With Rachel and Sam I also went diving, we explored the area around the left side of Stoney Island with awesome visibility, directly greeted by a sting ray and big schools of small fish, it was my first exploration dive and we had lots of fun! The second dive was at “Hard Rock Café”, the perfect reef off Craegy where Thomas and me snorkeled before, but this time we had better visibility and the perfect guide. Neil showed us around, he was also the one naming the dive site – now we all know why the name 😉 Beautiful intact coral, the biggest I’ve seen, coral walls reaching from 2 to 10 meter below the surface with active reef life happening all around. Soft coral, anemones with colonies of clown fish, moray with the cleaner shrimp, eel, snails, the smallest fish I’ve ever seen, 2 millimeter black with yellow dots – the macro life a reef has to offer is as splendid as the big stuff that can be seen – swimming with 20 humphead parrotfish measuring 1,5 m in size was just another magical moment.
For the next dives with Daniel and Erez we went to explore the right hand side off Stoney Island, Daniel called the site “Ray Rock” as he was the one to spot the biggest Bloached Fantail Ray ever, with 2 meter wingspan easily – a giant among us! The fish life was exploding all around – such an untouched site, feeling good to be part of the first season the diving has opened at Kalipur. The instructor Hanna and her boyfriend Neil a dive master had very much influence on the great dives we had, easy and relaxed and smiling all the time it was the best and longest dives for me in the Andaman’s! It’s been a sweet ride with all of you divers – cheers for the fun!

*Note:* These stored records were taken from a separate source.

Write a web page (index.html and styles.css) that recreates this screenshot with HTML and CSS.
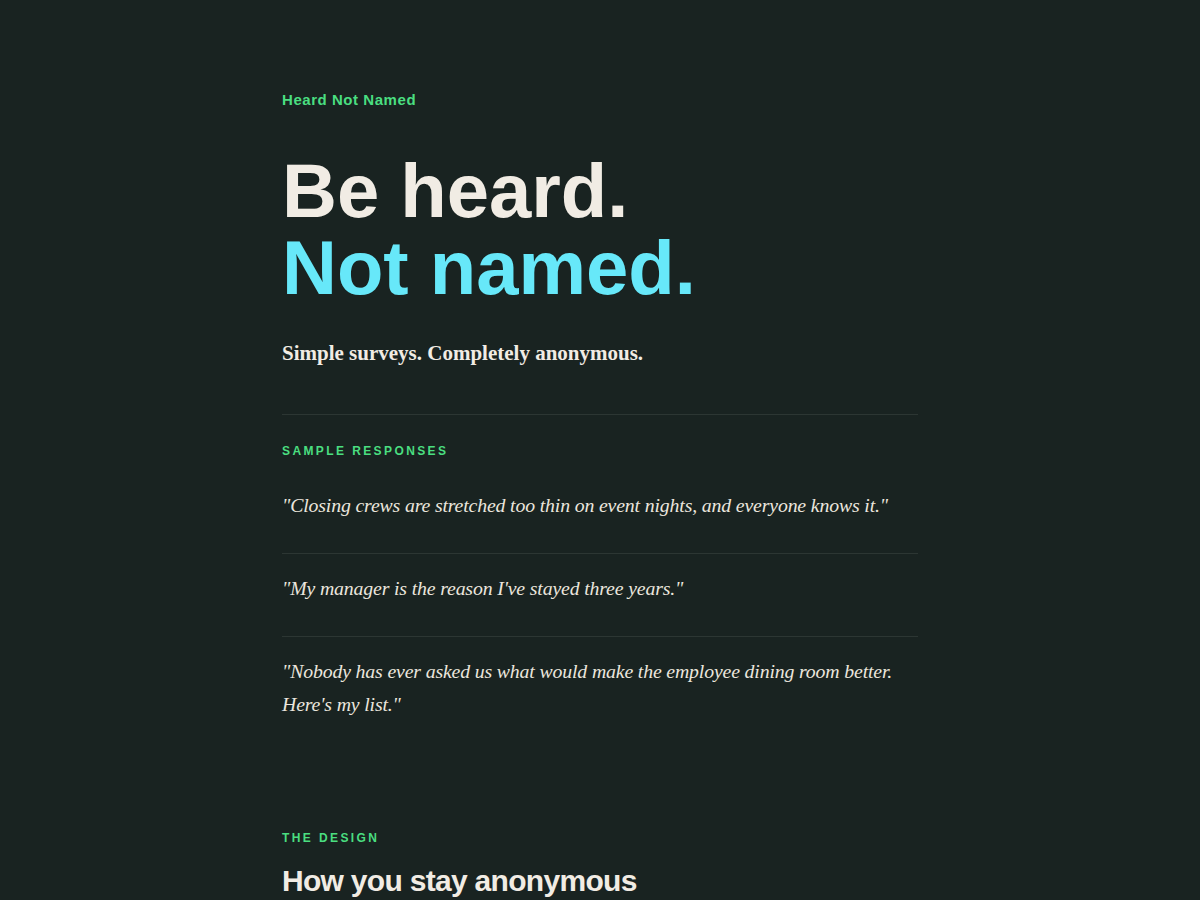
FILE: index.html
```html
<!DOCTYPE html>
<html lang="en">
<head>
<meta charset="utf-8">
<title>Heard Not Named</title>
<link rel="stylesheet" href="styles.css">
</head>
<body>
<main class="page">
  <div class="brand">Heard Not Named</div>
  <h1 class="hero">
    <span class="hero-line">Be heard.</span>
    <span class="hero-line accent">Not named.</span>
  </h1>
  <p class="tagline">Simple surveys. Completely anonymous.</p>

  <section class="responses">
    <div class="label">Sample Responses</div>
    <ul class="quotes">
      <li class="quote">"Closing crews are stretched too thin on event nights, and everyone knows it."</li>
      <li class="quote">"My manager is the reason I've stayed three years."</li>
      <li class="quote">"Nobody has ever asked us what would make the employee dining room better. Here's my list."</li>
    </ul>
  </section>

  <section class="design">
    <div class="label">The Design</div>
    <h2 class="section-title">How you stay anonymous</h2>
  </section>
</main>
</body>
</html>
```

FILE: styles.css
```css
html, body {
  margin: 0;
  padding: 0;
  background: #192321;
}
body {
  color: #f1ece4;
  font-family: "Liberation Sans", Arial, sans-serif;
  height: 900px;
  overflow: hidden;
}
.page {
  width: 636px;
  margin: 0 auto;
  padding-top: 90px;
}
.brand {
  font-family: "Liberation Sans", Arial, sans-serif;
  font-weight: 700;
  font-size: 15px;
  line-height: 20px;
  color: #4ade80;
  letter-spacing: 0.55px;
}
.hero {
  margin: 42px 0 0;
  font-family: "Liberation Sans", Arial, sans-serif;
  font-weight: 700;
  font-size: 76px;
  line-height: 77px;
  letter-spacing: 0;
}
.hero-line {
  display: block;
  color: #f1ece4;
}
.hero-line.accent {
  color: #67e8f9;
}
.tagline {
  margin: 32px 0 0;
  font-family: "Liberation Serif", "Times New Roman", serif;
  font-weight: 700;
  font-size: 21px;
  line-height: 30px;
  color: #f1ece4;
}
.responses {
  margin-top: 46px;
  border-top: 1px solid #2c3633;
  padding-top: 28px;
}
.label {
  font-family: "Liberation Sans", Arial, sans-serif;
  font-weight: 700;
  font-size: 12px;
  line-height: 16px;
  letter-spacing: 2.4px;
  text-transform: uppercase;
  color: #4ade80;
}
.quotes {
  list-style: none;
  margin: 0;
  padding: 0;
}
.quote {
  font-family: "Liberation Serif", "Times New Roman", serif;
  font-style: italic;
  font-size: 19.8px;
  letter-spacing: -0.15px;
  line-height: 33px;
  color: #ebe6de;
  padding: 17px 0 31px;
  border-bottom: 1px solid #2c3633;
}
.quotes .quote:first-child {
  padding-top: 30px;
}
.quotes .quote:nth-child(n+2) {
  padding-top: 18px;
}
.quotes .quote:last-child {
  border-bottom: none;
}
.design {
  margin-top: 78px;
}
.section-title {
  margin: 17px 0 0;
  font-family: "Liberation Sans", Arial, sans-serif;
  font-weight: 700;
  font-size: 30px;
  line-height: 36px;
  letter-spacing: -0.7px;
  color: #f1ece4;
}
```
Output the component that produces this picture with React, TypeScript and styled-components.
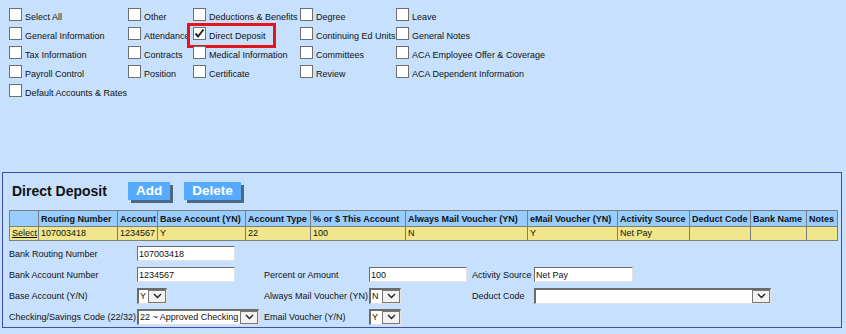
import React from "react";
import styled, { createGlobalStyle } from "styled-components";

const GlobalStyle = createGlobalStyle`
  html, body { margin: 0; padding: 0; background: #c6e0fe; }
  body { font-family: "Liberation Sans", Arial, sans-serif; font-size: 9px; color: #111; }
  * { box-sizing: border-box; }
`;

const Page = styled.div`
  width: 846px;
  height: 334px;
  overflow: hidden;
  background: #c6e0fe;
  display: flex;
  flex-direction: column;
`;

const CheckGrid = styled.div`
  display: grid;
  grid-template-columns: 119px 65px 107px 96px auto;
  grid-auto-rows: 13px;
  row-gap: 6px;
  padding: 8px 0 0 9px;
  height: 172px;
  align-content: start;
`;

const CheckItem = styled.label`
  position: relative;
  display: flex;
  align-items: flex-end;
  gap: 3px;
  white-space: nowrap;
`;

const Box = styled.span`
  flex: none;
  width: 13px;
  height: 13px;
  border: 1px solid #6e6e6e;
  background: #fff;
  display: flex;
  align-items: center;
  justify-content: center;
`;

const CheckText = styled.span`
  line-height: 8px;
`;

const RedFrame = styled.span`
  position: absolute;
  left: -6px;
  top: -4px;
  width: 89px;
  height: 25px;
  border: 3px solid #e3141c;
  pointer-events: none;
`;

const Panel = styled.section`
  margin: 0 4px 0 2px;
  height: 156px;
  border: 1px solid #3f4eae;
  padding: 8px 4px 0 6px;
  display: flex;
  flex-direction: column;
`;

const HeadRow = styled.div`
  display: flex;
  align-items: flex-start;
  height: 24px;
  padding-left: 3px;
`;

const Title = styled.h2`
  margin: 1px 0 0 0;
  font-size: 14px;
  line-height: 18px;
  font-weight: bold;
  color: #111;
`;

const Button = styled.button<{ $ml: number }>`
  margin: 1px 0 0 ${(p) => p.$ml}px;
  height: 18px;
  padding: 0 8px;
  border: none;
  background: #57abff;
  color: #fff;
  font-family: "Liberation Sans", Arial, sans-serif;
  font-weight: bold;
  font-size: 13.5px;
  line-height: 18px;
  box-shadow: 3px 3px 0 #4f6882;
  cursor: pointer;
`;

const Table = styled.table`
  margin-top: 6px;
  width: 828px;
  border-collapse: collapse;
  table-layout: fixed;
  border: 1px solid #7d7d7d;
`;

const Th = styled.th`
  height: 16px;
  padding: 0 2px;
  background: #99ccff;
  border: 1px solid #7d7d7d;
  font-size: 9px;
  font-weight: bold;
  text-align: left;
  white-space: nowrap;
  overflow: hidden;
  line-height: 14px;
`;

const Td = styled.td`
  height: 14px;
  padding: 0 2px;
  background: #f0e68c;
  border: 1px solid #7d7d7d;
  font-size: 9px;
  white-space: nowrap;
  overflow: hidden;
  line-height: 13px;
`;

const SelectLink = styled.a`
  color: #111;
  text-decoration: underline;
`;

const FormGrid = styled.div`
  margin-top: 2px;
  display: grid;
  grid-template-columns: 128px 127px 105px 103px 62px 1fr;
  grid-auto-rows: 21px;
  align-items: center;
`;

const Label = styled.span`
  white-space: nowrap;
  line-height: 15px;
  padding-top: 1px;
`;

const TextInput = styled.input<{ $w: number }>`
  width: ${(p) => p.$w}px;
  height: 15px;
  padding: 1px 1px 0;
  border: 1px solid;
  border-color: #6b6b6b #e2e2e2 #e2e2e2 #6b6b6b;
  background: #fff;
  font-family: "Liberation Sans", Arial, sans-serif;
  font-size: 9px;
  color: #111;
  outline: none;
`;

const SelectBox = styled.div<{ $w: number }>`
  width: ${(p) => p.$w}px;
  height: 16px;
  display: flex;
  align-items: stretch;
  background: #fff;
  border-style: solid;
  border-width: 2px 1px 1px 2px;
  border-color: #6b6b6b #e2e2e2 #e2e2e2 #6b6b6b;
`;

const SelectValue = styled.span`
  flex: 1;
  min-width: 0;
  overflow: hidden;
  white-space: nowrap;
  padding-left: 1px;
  line-height: 13px;
`;

const SelectButton = styled.span`
  flex: none;
  width: 18px;
  border: 1px solid #777;
  background: #f2f2f2;
  display: flex;
  align-items: center;
  justify-content: center;
`;

const Chevron = () => (
  <svg width="9" height="6" viewBox="0 0 9 6">
    <polyline points="1,1 4.5,4.5 8,1" fill="none" stroke="#222" strokeWidth="1.4" />
  </svg>
);

const CheckMark = () => (
  <svg width="11" height="11" viewBox="0 0 11 11">
    <polyline points="1.5,5.5 4,8.5 9.5,1.5" fill="none" stroke="#222" strokeWidth="2" />
  </svg>
);

const Select = ({ w, value }: { w: number; value: string }) => (
  <SelectBox $w={w}>
    <SelectValue>{value}</SelectValue>
    <SelectButton>
      <Chevron />
    </SelectButton>
  </SelectBox>
);

type Item = { label: string; checked?: boolean; marked?: boolean };

const items: Item[] = [
  { label: "Select All" },
  { label: "Other" },
  { label: "Deductions & Benefits" },
  { label: "Degree" },
  { label: "Leave" },
  { label: "General Information" },
  { label: "Attendance" },
  { label: "Direct Deposit", checked: true, marked: true },
  { label: "Continuing Ed Units" },
  { label: "General Notes" },
  { label: "Tax Information" },
  { label: "Contracts" },
  { label: "Medical Information" },
  { label: "Committees" },
  { label: "ACA Employee Offer & Coverage" },
  { label: "Payroll Control" },
  { label: "Position" },
  { label: "Certificate" },
  { label: "Review" },
  { label: "ACA Dependent Information" },
  { label: "Default Accounts & Rates" },
];

const columns: { title: string; w: number }[] = [
  { title: "", w: 29 },
  { title: "Routing Number", w: 79 },
  { title: "Account", w: 40 },
  { title: "Base Account (YN)", w: 88 },
  { title: "Account Type", w: 65 },
  { title: "% or $ This Account", w: 95 },
  { title: "Always Mail Voucher (YN)", w: 122 },
  { title: "eMail Voucher (YN)", w: 90 },
  { title: "Activity Source", w: 72 },
  { title: "Deduct Code", w: 61 },
  { title: "Bank Name", w: 56 },
  { title: "Notes", w: 31 },
];

const row = ["107003418", "1234567", "Y", "22", "100", "N", "Y", "Net Pay", "", "", ""];

export default function App() {
  return (
    <Page>
      <GlobalStyle />
      <CheckGrid>
        {items.map((it) => (
          <CheckItem key={it.label}>
            <Box>{it.checked && <CheckMark />}</Box>
            <CheckText>{it.label}</CheckText>
            {it.marked && <RedFrame />}
          </CheckItem>
        ))}
      </CheckGrid>
      <Panel>
        <HeadRow>
          <Title>Direct Deposit</Title>
          <Button $ml={21}>Add</Button>
          <Button $ml={14}>Delete</Button>
        </HeadRow>
        <Table>
          <colgroup>
            {columns.map((c, i) => (
              <col key={i} style={{ width: c.w }} />
            ))}
          </colgroup>
          <thead>
            <tr>
              {columns.map((c, i) => (
                <Th key={i}>{c.title}</Th>
              ))}
            </tr>
          </thead>
          <tbody>
            <tr>
              <Td>
                <SelectLink href="#">Select</SelectLink>
              </Td>
              {row.map((v, i) => (
                <Td key={i}>{v}</Td>
              ))}
            </tr>
          </tbody>
        </Table>
        <FormGrid>
          <Label>Bank Routing Number</Label>
          <TextInput $w={98} readOnly value="107003418" />
          <span />
          <span />
          <span />
          <span />

          <Label>Bank Account Number</Label>
          <TextInput $w={98} readOnly value="1234567" />
          <Label>Percent or Amount</Label>
          <TextInput $w={98} readOnly value="100" />
          <Label>Activity Source</Label>
          <TextInput $w={99} readOnly value="Net Pay" />

          <Label>Base Account (Y/N)</Label>
          <Select w={30} value="Y" />
          <Label>Always Mail Voucher (YN)</Label>
          <Select w={32} value="N" />
          <Label>Deduct Code</Label>
          <Select w={237} value="" />

          <Label>Checking/Savings Code (22/32)</Label>
          <Select w={122} value="22 ~ Approved Checking" />
          <Label>Email Voucher (Y/N)</Label>
          <Select w={32} value="Y" />
          <span />
          <span />
        </FormGrid>
      </Panel>
    </Page>
  );
}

The people and the great outdoors made me stay for a longer time. In the end I even met 2 guys from Berlin and we had a German evening with spicy Indian food! And of course there was Alex the all-round talent and resort owner, he could organize everything, he played doctor fixing small wounds, he’s a chef training local guys to cook and in the evening he played the music and else he did what he could do best – entertain everyone! He’s spreading such a good energy and we had deep talks and lots of laughs, when I ever make it back to this lovely piece of land I’ll come to the farm on Smith Island – I’ll take your word for granted Alex 😉

Cheers to all the good people of the two weeks in Pristine Beach Resort, it was a very social time and just the right vibe I needed for my last days in Incredible India, well and not to forget – the fabulous coconut panna cotta @ Pristine did the rest and we ate it all 😉

The next adventure will wait for me in Indonesia, I’m already travelling 4 month now and when looking back it was intense and so diverse. I’ve been to mountains, beaches, so many cities, towns & villages, I was partying quite a bit, spent quality time on my one, let my spirit rise a couple of times and found new friends along the trail – most of the goals I set for myself are reached but I feel there is something waiting ahead I’ll keep my senses alert and my mind sharp, ready to take off!